=== Problem ===
Transcribe the listing in full, excluding any pictures.

=== Dataset section ===

#####

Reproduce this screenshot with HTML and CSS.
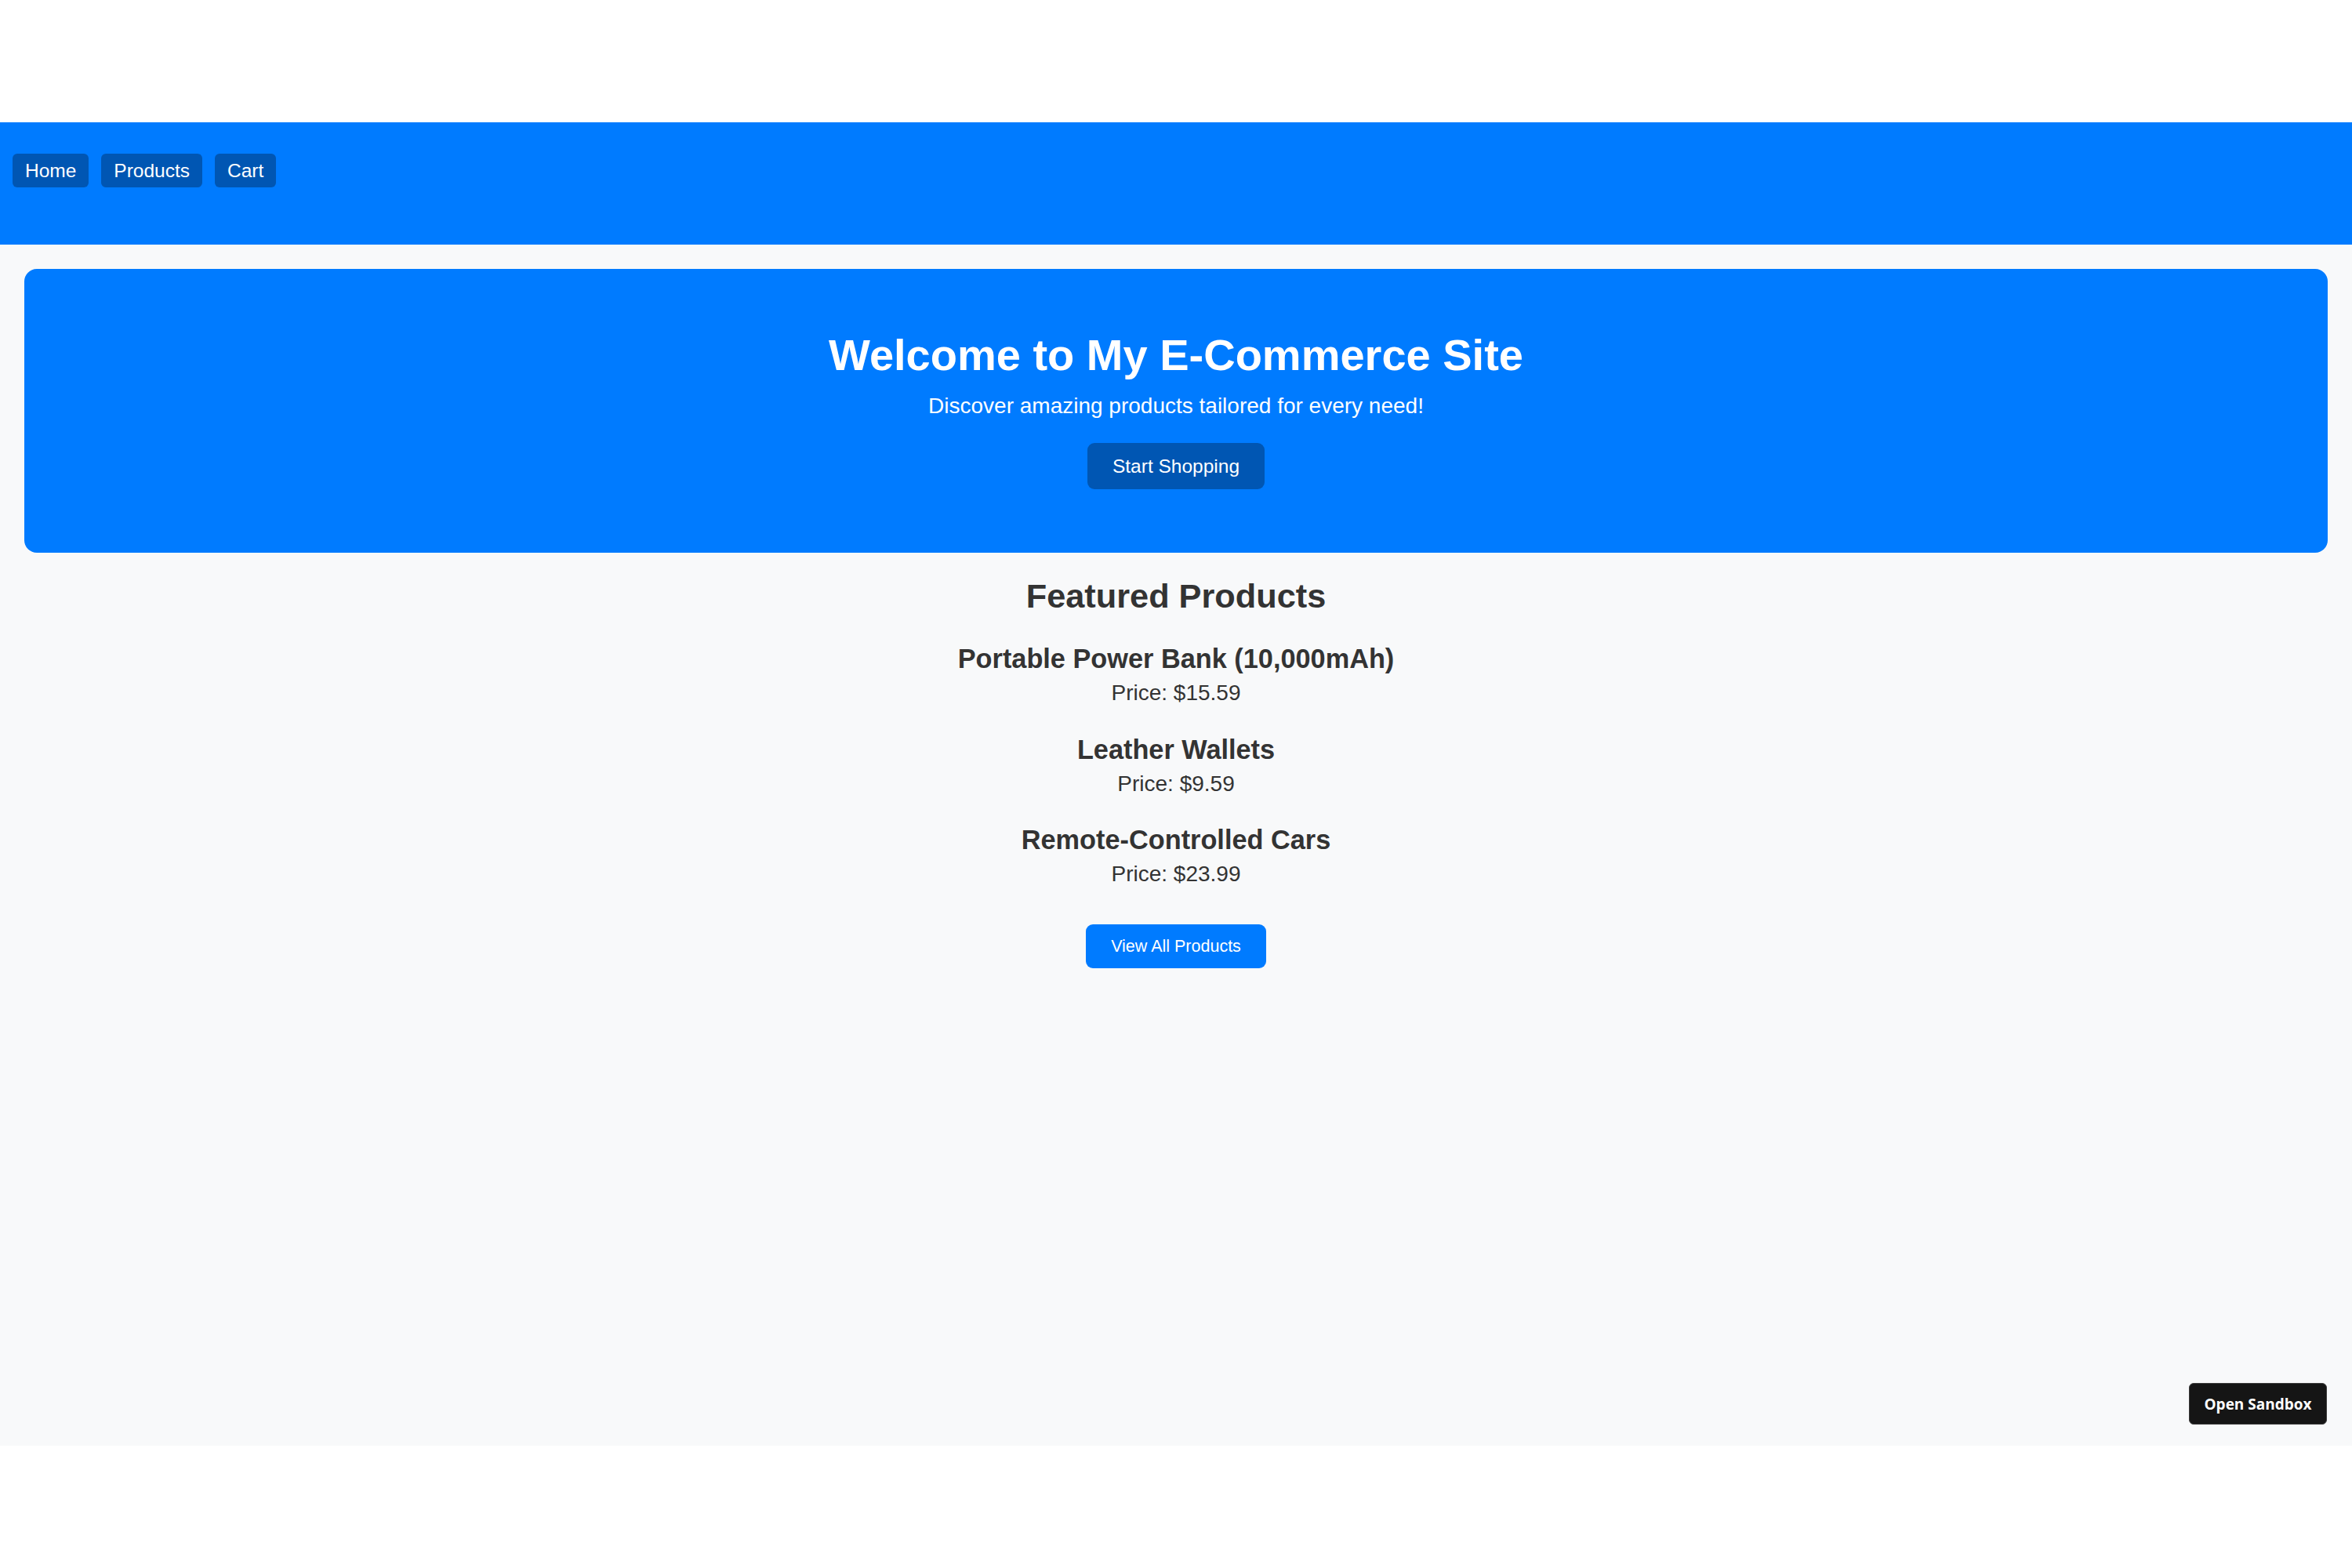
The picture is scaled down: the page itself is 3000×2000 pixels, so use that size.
FILE: index.html
```html
<!DOCTYPE html>
<html lang="en">
<head>
<meta charset="utf-8">
<title>My E-Commerce Site</title>
<link rel="stylesheet" href="styles.css">
</head>
<body>
<div class="frame">
  <header class="site-header">
    <nav class="nav">
      <a class="nav-link" href="#">Home</a>
      <a class="nav-link" href="#">Products</a>
      <a class="nav-link" href="#">Cart</a>
    </nav>
  </header>
  <section class="hero">
    <h1 class="hero-title">Welcome to My E-Commerce Site</h1>
    <p class="hero-sub">Discover amazing products tailored for every need!</p>
    <button class="btn-dark">Start Shopping</button>
  </section>
  <section class="featured">
    <h2 class="featured-title">Featured Products</h2>
    <div class="product">
      <h3 class="product-name">Portable Power Bank (10,000mAh)</h3>
      <p class="product-price">Price: $15.59</p>
    </div>
    <div class="product">
      <h3 class="product-name">Leather Wallets</h3>
      <p class="product-price">Price: $9.59</p>
    </div>
    <div class="product">
      <h3 class="product-name">Remote-Controlled Cars</h3>
      <p class="product-price">Price: $23.99</p>
    </div>
    <button class="btn-primary">View All Products</button>
  </section>
  <a class="open-sandbox" href="#">Open Sandbox</a>
</div>
</body>
</html>
```

FILE: styles.css
```css
* { box-sizing: border-box; }

html, body {
  margin: 0;
  padding: 0;
  background: #ffffff;
}

body {
  font-family: "Liberation Sans", Arial, sans-serif;
  color: #333333;
}

.frame {
  position: relative;
  margin-top: 156px;
  height: 1688px;
  background: #f8f9fa;
  overflow: hidden;
}

.site-header {
  background: #007bff;
  height: 156px;
  padding: 40px 16px 0;
}

.nav {
  display: flex;
  gap: 16px;
}

.nav-link {
  display: block;
  background: #0056b3;
  color: #ffffff;
  text-decoration: none;
  font-size: 24.5px;
  line-height: 28px;
  padding: 7.5px 16px;
  border-radius: 6px;
}

.hero {
  margin: 31px 31px 0;
  background: #007bff;
  color: #ffffff;
  border-radius: 16px;
  padding: 78px 20px 81px;
  display: flex;
  flex-direction: column;
  align-items: center;
  text-align: center;
}

.hero-title {
  margin: 0;
  font-size: 56px;
  line-height: 64px;
  font-weight: 700;
}

.hero-sub {
  margin: 17px 0 0;
  font-size: 28px;
  line-height: 32px;
}

.btn-dark {
  margin-top: 31px;
  border: none;
  background: #0056b3;
  color: #ffffff;
  font-family: "Liberation Sans", Arial, sans-serif;
  font-size: 24.5px;
  line-height: 28px;
  padding: 15.5px 32px;
  border-radius: 9px;
}

.featured {
  display: flex;
  flex-direction: column;
  align-items: center;
  text-align: center;
  padding-top: 30px;
}

.featured-title {
  margin: 0 0 35px;
  font-size: 43.3px;
  line-height: 50px;
  font-weight: 700;
  color: #333333;
}

.product {
  display: flex;
  flex-direction: column;
  align-items: center;
  margin-bottom: 35.5px;
}

.product:last-of-type {
  margin-bottom: 0;
}

.product-name {
  margin: 0 0 8px;
  font-size: 34.3px;
  line-height: 40px;
  font-weight: 700;
  color: #333333;
}

.product-price {
  margin: 0;
  font-size: 28px;
  line-height: 32px;
  color: #333333;
}

.btn-primary {
  margin-top: 48px;
  border: none;
  background: #007bff;
  color: #ffffff;
  font-family: "Liberation Sans", Arial, sans-serif;
  font-size: 21.5px;
  line-height: 25px;
  padding: 15.5px 32px;
  border-radius: 9px;
}

.open-sandbox {
  position: absolute;
  right: 32px;
  bottom: 27px;
  width: 176px;
  height: 53px;
  display: flex;
  align-items: center;
  justify-content: center;
  background: #151515;
  color: #ffffff;
  text-decoration: none;
  font-family: "Open Sans", "Noto Sans", sans-serif;
  font-weight: 700;
  font-size: 19px;
  border-radius: 6px;
  border: 1px solid #3a3a3a;
}
```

#####

=== Task result ===
Reproduce this screenshot with HTML and CSS.
The picture is scaled down: the page itself is 3000×2000 pixels, so use that size.
FILE: index.html
```html
<!DOCTYPE html>
<html lang="en">
<head>
<meta charset="utf-8">
<title>My E-Commerce Site</title>
<link rel="stylesheet" href="styles.css">
</head>
<body>
<div class="frame">
  <header class="site-header">
    <nav class="nav">
      <a class="nav-link" href="#">Home</a>
      <a class="nav-link" href="#">Products</a>
      <a class="nav-link" href="#">Cart</a>
    </nav>
  </header>
  <section class="hero">
    <h1 class="hero-title">Welcome to My E-Commerce Site</h1>
    <p class="hero-sub">Discover amazing products tailored for every need!</p>
    <button class="btn-dark">Start Shopping</button>
  </section>
  <section class="featured">
    <h2 class="featured-title">Featured Products</h2>
    <div class="product">
      <h3 class="product-name">Portable Power Bank (10,000mAh)</h3>
      <p class="product-price">Price: $15.59</p>
    </div>
    <div class="product">
      <h3 class="product-name">Leather Wallets</h3>
      <p class="product-price">Price: $9.59</p>
    </div>
    <div class="product">
      <h3 class="product-name">Remote-Controlled Cars</h3>
      <p class="product-price">Price: $23.99</p>
    </div>
    <button class="btn-primary">View All Products</button>
  </section>
  <a class="open-sandbox" href="#">Open Sandbox</a>
</div>
</body>
</html>
```

FILE: styles.css
```css
* { box-sizing: border-box; }

html, body {
  margin: 0;
  padding: 0;
  background: #ffffff;
}

body {
  font-family: "Liberation Sans", Arial, sans-serif;
  color: #333333;
}

.frame {
  position: relative;
  margin-top: 156px;
  height: 1688px;
  background: #f8f9fa;
  overflow: hidden;
}

.site-header {
  background: #007bff;
  height: 156px;
  padding: 40px 16px 0;
}

.nav {
  display: flex;
  gap: 16px;
}

.nav-link {
  display: block;
  background: #0056b3;
  color: #ffffff;
  text-decoration: none;
  font-size: 24.5px;
  line-height: 28px;
  padding: 7.5px 16px;
  border-radius: 6px;
}

.hero {
  margin: 31px 31px 0;
  background: #007bff;
  color: #ffffff;
  border-radius: 16px;
  padding: 78px 20px 81px;
  display: flex;
  flex-direction: column;
  align-items: center;
  text-align: center;
}

.hero-title {
  margin: 0;
  font-size: 56px;
  line-height: 64px;
  font-weight: 700;
}

.hero-sub {
  margin: 17px 0 0;
  font-size: 28px;
  line-height: 32px;
}

.btn-dark {
  margin-top: 31px;
  border: none;
  background: #0056b3;
  color: #ffffff;
  font-family: "Liberation Sans", Arial, sans-serif;
  font-size: 24.5px;
  line-height: 28px;
  padding: 15.5px 32px;
  border-radius: 9px;
}

.featured {
  display: flex;
  flex-direction: column;
  align-items: center;
  text-align: center;
  padding-top: 30px;
}

.featured-title {
  margin: 0 0 35px;
  font-size: 43.3px;
  line-height: 50px;
  font-weight: 700;
  color: #333333;
}

.product {
  display: flex;
  flex-direction: column;
  align-items: center;
  margin-bottom: 35.5px;
}

.product:last-of-type {
  margin-bottom: 0;
}

.product-name {
  margin: 0 0 8px;
  font-size: 34.3px;
  line-height: 40px;
  font-weight: 700;
  color: #333333;
}

.product-price {
  margin: 0;
  font-size: 28px;
  line-height: 32px;
  color: #333333;
}

.btn-primary {
  margin-top: 48px;
  border: none;
  background: #007bff;
  color: #ffffff;
  font-family: "Liberation Sans", Arial, sans-serif;
  font-size: 21.5px;
  line-height: 25px;
  padding: 15.5px 32px;
  border-radius: 9px;
}

.open-sandbox {
  position: absolute;
  right: 32px;
  bottom: 27px;
  width: 176px;
  height: 53px;
  display: flex;
  align-items: center;
  justify-content: center;
  background: #151515;
  color: #ffffff;
  text-decoration: none;
  font-family: "Open Sans", "Noto Sans", sans-serif;
  font-weight: 700;
  font-size: 19px;
  border-radius: 6px;
  border: 1px solid #3a3a3a;
}
```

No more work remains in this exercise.